- _Problem to solve_: Read the lines that follow and pick out every one containing the word "this".

begin Supplied information

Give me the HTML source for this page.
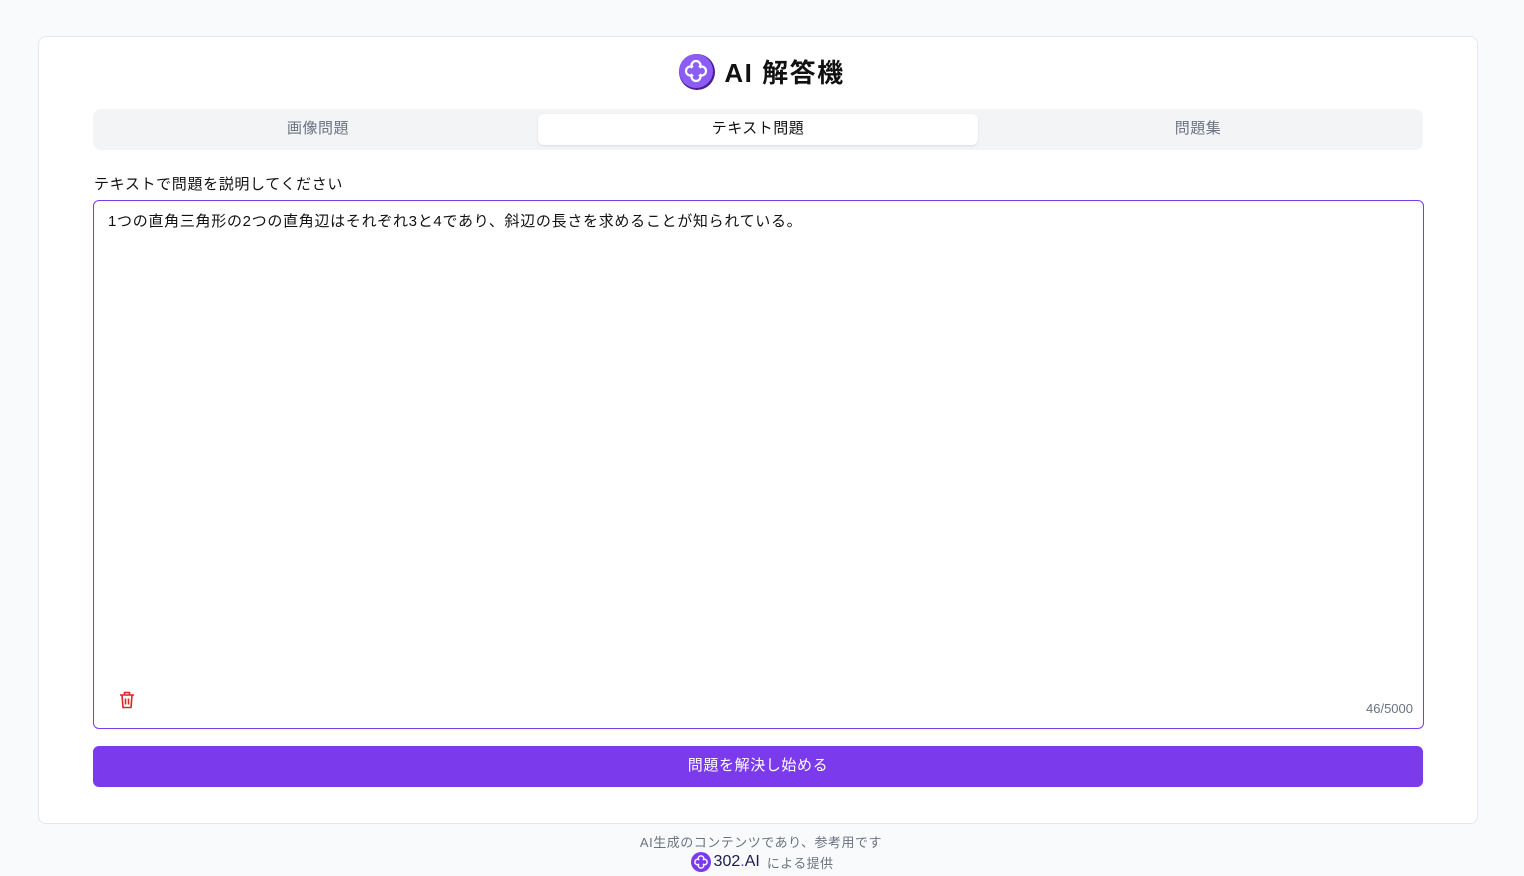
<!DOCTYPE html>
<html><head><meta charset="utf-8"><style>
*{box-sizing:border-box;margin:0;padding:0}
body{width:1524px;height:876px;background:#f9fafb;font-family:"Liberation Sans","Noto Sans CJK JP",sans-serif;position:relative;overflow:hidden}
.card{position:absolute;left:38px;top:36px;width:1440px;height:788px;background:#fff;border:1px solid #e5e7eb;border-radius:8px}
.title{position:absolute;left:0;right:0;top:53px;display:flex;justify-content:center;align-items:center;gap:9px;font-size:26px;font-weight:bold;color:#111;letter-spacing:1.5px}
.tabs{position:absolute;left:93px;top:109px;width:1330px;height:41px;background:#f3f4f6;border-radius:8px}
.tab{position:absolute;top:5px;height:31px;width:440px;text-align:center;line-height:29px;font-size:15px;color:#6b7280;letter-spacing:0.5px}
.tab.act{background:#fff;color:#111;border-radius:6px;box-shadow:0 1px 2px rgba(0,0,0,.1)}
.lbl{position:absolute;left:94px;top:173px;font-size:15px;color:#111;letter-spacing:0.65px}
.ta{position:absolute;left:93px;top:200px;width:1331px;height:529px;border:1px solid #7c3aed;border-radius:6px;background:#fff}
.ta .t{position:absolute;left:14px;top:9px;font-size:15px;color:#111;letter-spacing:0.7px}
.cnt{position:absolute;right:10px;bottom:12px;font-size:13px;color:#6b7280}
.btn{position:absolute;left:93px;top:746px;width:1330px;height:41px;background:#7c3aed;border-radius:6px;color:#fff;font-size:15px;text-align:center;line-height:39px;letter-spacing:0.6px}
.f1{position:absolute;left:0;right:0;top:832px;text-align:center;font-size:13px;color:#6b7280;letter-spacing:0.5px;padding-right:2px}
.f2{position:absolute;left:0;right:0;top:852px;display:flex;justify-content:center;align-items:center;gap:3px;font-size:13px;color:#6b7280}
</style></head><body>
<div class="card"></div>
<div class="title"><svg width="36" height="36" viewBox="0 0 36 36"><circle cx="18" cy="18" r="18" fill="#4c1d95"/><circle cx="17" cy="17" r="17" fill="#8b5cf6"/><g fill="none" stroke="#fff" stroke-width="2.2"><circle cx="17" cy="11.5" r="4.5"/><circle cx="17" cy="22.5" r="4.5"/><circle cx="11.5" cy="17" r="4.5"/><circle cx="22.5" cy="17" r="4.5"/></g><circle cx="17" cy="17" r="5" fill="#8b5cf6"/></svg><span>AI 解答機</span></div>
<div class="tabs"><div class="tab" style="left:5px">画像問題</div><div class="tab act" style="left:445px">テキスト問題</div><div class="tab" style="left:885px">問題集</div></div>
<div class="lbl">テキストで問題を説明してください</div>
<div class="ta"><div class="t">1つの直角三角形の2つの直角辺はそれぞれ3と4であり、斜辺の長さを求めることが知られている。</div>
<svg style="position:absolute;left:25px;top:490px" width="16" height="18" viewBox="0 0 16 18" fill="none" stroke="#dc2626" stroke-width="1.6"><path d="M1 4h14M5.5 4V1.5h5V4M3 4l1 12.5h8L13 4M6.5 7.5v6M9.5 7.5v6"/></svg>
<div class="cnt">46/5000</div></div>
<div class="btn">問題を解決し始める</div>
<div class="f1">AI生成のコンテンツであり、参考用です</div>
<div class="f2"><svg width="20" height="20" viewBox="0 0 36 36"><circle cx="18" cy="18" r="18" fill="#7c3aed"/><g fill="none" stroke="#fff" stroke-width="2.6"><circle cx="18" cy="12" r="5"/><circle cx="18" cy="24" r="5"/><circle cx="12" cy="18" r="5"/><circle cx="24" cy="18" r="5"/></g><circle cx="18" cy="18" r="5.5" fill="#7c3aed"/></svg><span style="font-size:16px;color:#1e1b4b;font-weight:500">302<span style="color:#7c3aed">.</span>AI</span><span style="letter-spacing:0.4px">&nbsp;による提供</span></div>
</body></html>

end Supplied information
begin Supplied information

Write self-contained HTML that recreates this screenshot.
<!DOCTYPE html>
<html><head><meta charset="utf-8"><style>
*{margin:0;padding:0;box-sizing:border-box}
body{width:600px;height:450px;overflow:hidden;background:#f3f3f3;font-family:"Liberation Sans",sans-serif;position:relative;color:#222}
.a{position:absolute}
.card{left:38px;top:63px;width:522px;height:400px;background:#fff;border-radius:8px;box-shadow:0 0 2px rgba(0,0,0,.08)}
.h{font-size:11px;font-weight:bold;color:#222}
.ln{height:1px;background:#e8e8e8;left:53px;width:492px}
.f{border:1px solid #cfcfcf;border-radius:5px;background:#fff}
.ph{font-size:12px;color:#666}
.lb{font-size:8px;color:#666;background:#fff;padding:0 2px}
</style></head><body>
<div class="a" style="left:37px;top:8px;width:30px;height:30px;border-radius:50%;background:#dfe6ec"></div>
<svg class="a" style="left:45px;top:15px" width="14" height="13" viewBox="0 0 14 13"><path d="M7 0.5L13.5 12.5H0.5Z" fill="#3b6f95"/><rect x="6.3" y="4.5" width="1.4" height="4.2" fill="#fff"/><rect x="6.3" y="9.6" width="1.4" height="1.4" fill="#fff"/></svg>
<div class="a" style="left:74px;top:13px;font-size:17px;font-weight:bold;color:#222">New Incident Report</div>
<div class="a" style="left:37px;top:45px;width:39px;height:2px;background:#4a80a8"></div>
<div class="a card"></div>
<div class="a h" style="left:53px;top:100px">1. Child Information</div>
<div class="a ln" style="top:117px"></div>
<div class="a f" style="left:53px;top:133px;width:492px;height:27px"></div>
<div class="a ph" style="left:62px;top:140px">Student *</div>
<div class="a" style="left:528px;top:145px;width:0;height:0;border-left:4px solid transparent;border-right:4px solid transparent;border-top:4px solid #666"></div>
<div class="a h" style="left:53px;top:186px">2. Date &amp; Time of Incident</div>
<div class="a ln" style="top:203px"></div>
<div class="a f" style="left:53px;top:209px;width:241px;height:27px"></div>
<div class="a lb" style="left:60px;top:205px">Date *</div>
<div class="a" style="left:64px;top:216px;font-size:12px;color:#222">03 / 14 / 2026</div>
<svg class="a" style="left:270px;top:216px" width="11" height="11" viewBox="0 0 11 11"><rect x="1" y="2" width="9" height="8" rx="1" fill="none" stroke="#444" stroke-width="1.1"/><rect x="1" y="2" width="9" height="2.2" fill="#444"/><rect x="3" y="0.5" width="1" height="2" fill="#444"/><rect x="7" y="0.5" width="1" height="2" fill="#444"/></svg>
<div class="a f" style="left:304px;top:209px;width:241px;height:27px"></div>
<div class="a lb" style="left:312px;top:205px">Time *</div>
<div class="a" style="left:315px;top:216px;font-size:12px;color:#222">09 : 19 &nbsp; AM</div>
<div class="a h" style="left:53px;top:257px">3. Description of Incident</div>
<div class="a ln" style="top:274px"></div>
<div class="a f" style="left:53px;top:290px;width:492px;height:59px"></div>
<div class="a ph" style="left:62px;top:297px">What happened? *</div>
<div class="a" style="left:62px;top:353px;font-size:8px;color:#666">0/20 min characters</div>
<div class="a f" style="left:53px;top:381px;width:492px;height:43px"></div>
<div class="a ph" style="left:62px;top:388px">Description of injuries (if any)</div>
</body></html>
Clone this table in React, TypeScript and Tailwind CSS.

end Supplied information

- _Exercise output_:
Give me the HTML source for this page.
Write self-contained HTML that recreates this screenshot.
Clone this table in React, TypeScript and Tailwind CSS.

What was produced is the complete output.